-- Start SUPPLIED ENTRIES --
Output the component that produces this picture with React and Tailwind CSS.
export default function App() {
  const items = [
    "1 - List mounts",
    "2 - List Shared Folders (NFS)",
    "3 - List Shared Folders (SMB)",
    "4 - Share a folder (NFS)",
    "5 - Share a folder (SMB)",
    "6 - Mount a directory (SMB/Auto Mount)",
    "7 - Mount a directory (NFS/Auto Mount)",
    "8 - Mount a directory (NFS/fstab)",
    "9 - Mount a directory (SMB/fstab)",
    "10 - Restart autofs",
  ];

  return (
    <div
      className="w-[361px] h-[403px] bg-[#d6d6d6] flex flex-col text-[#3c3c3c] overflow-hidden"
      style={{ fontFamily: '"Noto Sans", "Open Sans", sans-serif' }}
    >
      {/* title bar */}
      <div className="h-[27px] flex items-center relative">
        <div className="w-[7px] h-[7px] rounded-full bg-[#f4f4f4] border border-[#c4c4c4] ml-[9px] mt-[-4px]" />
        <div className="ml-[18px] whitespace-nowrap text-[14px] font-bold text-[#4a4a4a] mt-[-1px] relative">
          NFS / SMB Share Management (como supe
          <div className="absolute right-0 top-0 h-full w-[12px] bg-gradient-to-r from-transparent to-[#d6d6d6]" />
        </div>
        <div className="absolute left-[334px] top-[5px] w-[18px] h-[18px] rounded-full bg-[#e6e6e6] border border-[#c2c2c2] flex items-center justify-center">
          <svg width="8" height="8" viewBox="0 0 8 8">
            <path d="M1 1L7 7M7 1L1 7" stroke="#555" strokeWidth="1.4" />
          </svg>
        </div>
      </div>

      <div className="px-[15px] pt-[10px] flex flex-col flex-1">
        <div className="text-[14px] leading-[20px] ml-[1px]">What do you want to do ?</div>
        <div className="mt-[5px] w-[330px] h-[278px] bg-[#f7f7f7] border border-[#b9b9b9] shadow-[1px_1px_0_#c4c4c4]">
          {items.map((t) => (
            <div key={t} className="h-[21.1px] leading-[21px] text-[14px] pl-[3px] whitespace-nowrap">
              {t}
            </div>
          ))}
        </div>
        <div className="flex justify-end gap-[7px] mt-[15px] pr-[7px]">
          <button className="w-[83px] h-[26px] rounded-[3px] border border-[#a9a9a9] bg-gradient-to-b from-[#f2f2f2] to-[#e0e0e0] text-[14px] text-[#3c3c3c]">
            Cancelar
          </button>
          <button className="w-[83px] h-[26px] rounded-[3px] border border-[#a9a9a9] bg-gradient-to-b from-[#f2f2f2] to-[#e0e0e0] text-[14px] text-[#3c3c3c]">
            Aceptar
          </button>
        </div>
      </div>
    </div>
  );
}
-- End SUPPLIED ENTRIES --
-- Start SUPPLIED ENTRIES --
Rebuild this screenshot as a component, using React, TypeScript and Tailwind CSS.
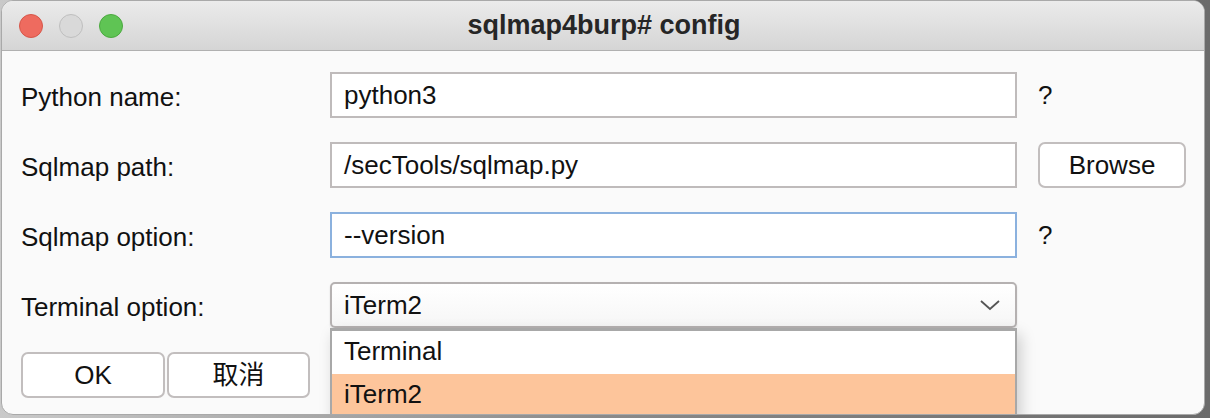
-- End SUPPLIED ENTRIES --
* _WHAT IS ASKED_
Which lines of the material contain the string "Tailwind"? List each of them.

* _FINISHED ANSWER_
Output the component that produces this picture with React and Tailwind CSS.
Rebuild this screenshot as a component, using React, TypeScript and Tailwind CSS.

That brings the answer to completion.